Real-World Winter Container Experiences and Lessons Gardeners Learn
One of the most common experiences gardeners have with winter containers is discovering that the toughest-looking plant is not always the one that makes it through winter best. A glossy shrub may look sturdy in December, then crisp up by February because the roots dried out in a windy pot. Meanwhile, a supposedly modest perennial that looked almost too simple at planting time quietly survives, keeps some foliage, and comes roaring back in spring. Winter container gardening has a funny way of rewarding the plants that are boring on the sales bench and brilliant in real life.

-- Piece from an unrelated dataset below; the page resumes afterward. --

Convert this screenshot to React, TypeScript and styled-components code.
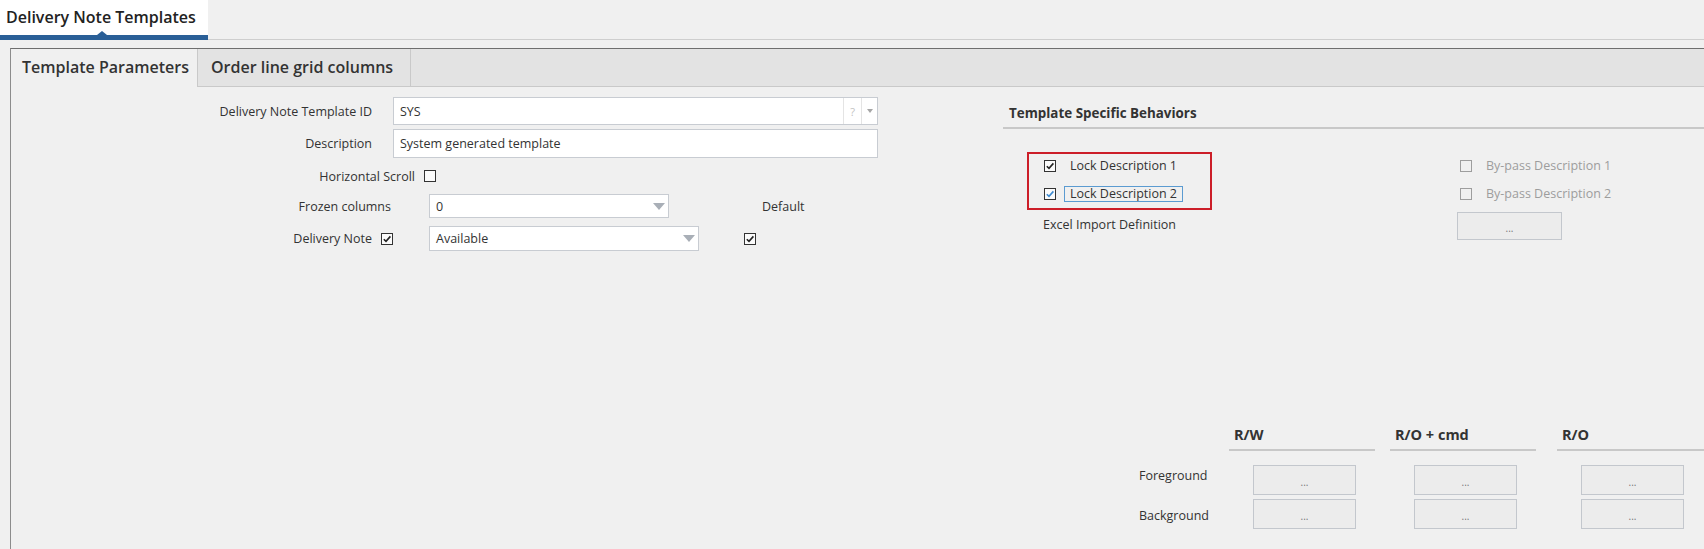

Another lesson people learn quickly is that location matters almost as much as plant choice. A pot on a covered porch behaves differently from one sitting out in the open beside a driveway. A container near a south-facing wall may warm up during the day and refreeze fast at night. A windy balcony can turn even a hardy evergreen into a dehydrated little tragedy by late winter. Gardeners often talk about how they planted the same variety in two different pots, only to see one thrive and the other struggle. It is not magic. It is microclimate, which is just the gardening term for “apparently this corner has opinions.”
There is also the classic beginner mistake of assuming winter pots need no water because it is cold outside. Then by late January, the foliage looks tired, bronzed, or oddly crisp. Many gardeners only realize after a season or two that evergreen plants still lose moisture in winter, especially during sunny, windy weather. A quick check on a milder day can make the difference between a plant that merely looks a bit weathered and one that never recovers. This is why experienced gardeners tend to sound a little repetitive about winter watering. They have learned that dead-looking spring containers are not charming.

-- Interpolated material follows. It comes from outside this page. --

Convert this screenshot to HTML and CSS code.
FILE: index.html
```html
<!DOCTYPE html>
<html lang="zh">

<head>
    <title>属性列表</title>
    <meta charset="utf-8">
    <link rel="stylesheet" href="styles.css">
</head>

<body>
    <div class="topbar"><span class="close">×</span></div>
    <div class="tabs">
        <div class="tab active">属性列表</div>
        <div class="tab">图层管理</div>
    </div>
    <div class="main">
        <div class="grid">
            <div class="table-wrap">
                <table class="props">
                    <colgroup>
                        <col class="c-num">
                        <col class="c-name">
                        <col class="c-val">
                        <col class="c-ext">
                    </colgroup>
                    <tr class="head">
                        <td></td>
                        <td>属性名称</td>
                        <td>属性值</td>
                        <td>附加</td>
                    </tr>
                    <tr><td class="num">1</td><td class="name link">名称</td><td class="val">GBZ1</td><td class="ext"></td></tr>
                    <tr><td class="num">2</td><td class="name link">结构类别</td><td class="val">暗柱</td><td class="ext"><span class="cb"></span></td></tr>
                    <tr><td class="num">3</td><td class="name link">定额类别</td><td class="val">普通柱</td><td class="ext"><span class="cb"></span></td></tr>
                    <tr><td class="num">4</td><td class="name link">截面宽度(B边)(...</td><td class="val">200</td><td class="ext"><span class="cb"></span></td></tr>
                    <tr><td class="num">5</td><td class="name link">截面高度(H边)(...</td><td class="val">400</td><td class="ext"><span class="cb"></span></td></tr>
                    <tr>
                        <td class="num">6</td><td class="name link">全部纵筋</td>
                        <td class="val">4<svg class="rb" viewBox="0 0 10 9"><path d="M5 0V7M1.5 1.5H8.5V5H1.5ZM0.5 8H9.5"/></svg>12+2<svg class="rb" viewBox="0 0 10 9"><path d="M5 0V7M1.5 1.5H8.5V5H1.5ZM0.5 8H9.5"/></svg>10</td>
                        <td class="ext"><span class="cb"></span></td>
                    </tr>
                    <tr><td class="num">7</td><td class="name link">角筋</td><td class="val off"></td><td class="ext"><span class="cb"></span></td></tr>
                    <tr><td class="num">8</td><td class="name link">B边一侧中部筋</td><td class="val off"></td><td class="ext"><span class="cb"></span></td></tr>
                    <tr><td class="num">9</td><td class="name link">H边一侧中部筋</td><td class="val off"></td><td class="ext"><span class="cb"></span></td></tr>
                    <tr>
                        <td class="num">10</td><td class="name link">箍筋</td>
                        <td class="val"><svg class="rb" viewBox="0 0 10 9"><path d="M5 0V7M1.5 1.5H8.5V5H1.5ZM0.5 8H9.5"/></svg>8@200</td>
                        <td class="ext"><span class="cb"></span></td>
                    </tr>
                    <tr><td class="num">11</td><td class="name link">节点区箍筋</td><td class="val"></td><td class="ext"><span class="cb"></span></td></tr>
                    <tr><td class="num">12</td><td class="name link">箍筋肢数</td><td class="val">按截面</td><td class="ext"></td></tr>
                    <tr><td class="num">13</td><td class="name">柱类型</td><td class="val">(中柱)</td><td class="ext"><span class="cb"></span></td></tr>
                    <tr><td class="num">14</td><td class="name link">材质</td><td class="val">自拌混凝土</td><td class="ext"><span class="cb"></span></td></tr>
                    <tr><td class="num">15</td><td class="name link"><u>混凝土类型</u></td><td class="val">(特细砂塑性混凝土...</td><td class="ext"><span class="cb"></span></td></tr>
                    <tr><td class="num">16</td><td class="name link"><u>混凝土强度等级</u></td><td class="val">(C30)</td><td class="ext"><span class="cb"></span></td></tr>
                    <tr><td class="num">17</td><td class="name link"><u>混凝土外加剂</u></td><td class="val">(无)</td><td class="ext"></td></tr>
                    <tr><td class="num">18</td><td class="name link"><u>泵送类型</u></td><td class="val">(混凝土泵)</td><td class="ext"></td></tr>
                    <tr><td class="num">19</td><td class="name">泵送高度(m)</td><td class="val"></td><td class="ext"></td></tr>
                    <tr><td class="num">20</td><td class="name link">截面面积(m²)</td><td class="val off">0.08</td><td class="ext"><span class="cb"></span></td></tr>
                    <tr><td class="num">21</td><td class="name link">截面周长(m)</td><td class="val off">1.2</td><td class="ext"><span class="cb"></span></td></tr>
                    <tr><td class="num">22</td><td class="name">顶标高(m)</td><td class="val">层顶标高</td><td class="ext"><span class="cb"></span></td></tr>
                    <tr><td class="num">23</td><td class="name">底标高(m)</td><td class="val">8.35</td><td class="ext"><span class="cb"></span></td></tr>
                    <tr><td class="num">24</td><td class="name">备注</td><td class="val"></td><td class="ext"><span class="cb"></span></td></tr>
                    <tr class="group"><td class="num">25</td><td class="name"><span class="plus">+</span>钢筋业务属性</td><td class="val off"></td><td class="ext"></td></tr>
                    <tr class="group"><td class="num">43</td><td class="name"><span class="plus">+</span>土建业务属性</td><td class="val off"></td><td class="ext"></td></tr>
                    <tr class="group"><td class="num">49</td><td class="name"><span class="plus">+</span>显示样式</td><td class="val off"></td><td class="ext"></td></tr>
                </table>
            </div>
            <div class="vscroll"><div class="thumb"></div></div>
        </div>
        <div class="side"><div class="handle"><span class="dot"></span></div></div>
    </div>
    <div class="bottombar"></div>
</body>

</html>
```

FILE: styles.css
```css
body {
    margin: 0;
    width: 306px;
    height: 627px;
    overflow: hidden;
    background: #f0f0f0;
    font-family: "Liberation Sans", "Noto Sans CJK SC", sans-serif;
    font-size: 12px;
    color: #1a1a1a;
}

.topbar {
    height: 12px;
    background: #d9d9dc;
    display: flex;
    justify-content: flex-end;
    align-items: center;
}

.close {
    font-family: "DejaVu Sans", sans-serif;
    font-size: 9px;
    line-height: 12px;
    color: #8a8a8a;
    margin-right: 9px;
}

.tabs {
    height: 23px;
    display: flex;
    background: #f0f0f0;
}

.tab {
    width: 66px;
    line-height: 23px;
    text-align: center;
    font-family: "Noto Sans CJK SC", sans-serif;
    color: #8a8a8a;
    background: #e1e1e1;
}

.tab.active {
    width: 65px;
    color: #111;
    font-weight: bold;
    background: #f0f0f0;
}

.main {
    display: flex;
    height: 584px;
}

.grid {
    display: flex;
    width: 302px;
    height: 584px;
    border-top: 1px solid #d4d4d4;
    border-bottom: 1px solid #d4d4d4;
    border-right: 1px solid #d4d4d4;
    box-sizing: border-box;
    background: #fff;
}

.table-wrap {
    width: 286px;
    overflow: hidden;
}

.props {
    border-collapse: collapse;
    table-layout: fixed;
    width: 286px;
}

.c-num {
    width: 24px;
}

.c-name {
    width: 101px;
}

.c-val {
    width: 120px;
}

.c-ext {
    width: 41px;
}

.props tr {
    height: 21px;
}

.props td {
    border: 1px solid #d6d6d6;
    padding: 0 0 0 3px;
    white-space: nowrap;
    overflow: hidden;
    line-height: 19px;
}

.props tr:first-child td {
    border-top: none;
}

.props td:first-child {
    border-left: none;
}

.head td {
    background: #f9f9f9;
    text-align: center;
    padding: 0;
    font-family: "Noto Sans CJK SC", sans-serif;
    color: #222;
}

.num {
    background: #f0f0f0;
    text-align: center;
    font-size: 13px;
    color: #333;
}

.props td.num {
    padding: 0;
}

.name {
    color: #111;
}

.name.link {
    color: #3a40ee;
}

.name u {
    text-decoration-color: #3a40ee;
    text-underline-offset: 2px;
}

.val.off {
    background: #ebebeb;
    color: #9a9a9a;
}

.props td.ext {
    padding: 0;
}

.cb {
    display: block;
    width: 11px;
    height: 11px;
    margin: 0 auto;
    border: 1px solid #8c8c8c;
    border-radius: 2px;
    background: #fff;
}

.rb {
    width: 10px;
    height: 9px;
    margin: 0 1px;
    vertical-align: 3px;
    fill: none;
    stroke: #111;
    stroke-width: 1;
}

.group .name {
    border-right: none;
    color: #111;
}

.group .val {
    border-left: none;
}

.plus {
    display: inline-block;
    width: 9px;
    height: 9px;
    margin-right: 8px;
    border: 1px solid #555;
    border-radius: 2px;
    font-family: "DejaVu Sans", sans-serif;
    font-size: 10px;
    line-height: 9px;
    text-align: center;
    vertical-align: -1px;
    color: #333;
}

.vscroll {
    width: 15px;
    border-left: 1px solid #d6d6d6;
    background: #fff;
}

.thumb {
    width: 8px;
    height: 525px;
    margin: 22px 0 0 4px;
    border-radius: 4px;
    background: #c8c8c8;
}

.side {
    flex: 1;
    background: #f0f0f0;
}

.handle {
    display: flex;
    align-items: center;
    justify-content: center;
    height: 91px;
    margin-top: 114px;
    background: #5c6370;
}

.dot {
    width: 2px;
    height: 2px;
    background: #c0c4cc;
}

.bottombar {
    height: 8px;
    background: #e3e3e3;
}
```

People also discover that the most satisfying winter containers are not always the showiest. In summer, big flowers steal the spotlight. In winter, texture does the heavy lifting. A good pot might rely on deep green needles, bronzed bergenia leaves, glossy wintergreen foliage, or the arching shape of a fern. The effect is quieter, but often more elegant. Many gardeners say they start out wanting bright winter color and eventually become attached to containers that feel calm, sculptural, and layered. Winter changes your taste a little. Suddenly you are admiring subtle leaf sheen like it is a personality trait.
Perhaps the best long-term lesson is that a successful winter container rarely looks perfect every day of the season. Snow may flatten a fern for a while. Hellebore leaves may get tattered. Boxwood can bronze a bit. Coral bells may look slightly scruffy by March. That does not mean the container failed. It means the plants lived through actual weather. Gardeners who enjoy winter pots the most tend to stop expecting magazine perfection and start appreciating resilience. A planter that still has structure, texture, and life after months of freezing temperatures is doing exactly what it should. Honestly, that is more impressive than a summer annual that lasted until Labor Day and then collapsed the second things got inconvenient.
Final Thoughts
The best plants you can leave outside all winter are the ones that match both your climate and your container setup. Start with reliable performers like boxwood, juniper, dwarf arborvitae, coral bells, bergenia, hellebore, wintergreen, and Christmas fern. Then give them the conditions they need to succeed: a big enough pot, sharp drainage, winter-safe material, and a spot that does not turn into a wind tunnel.
Do that, and your winter containers can offer real beauty through the coldest months instead of looking like the gardening equivalent of “we’ll fix it in spring.” And that, frankly, is a win.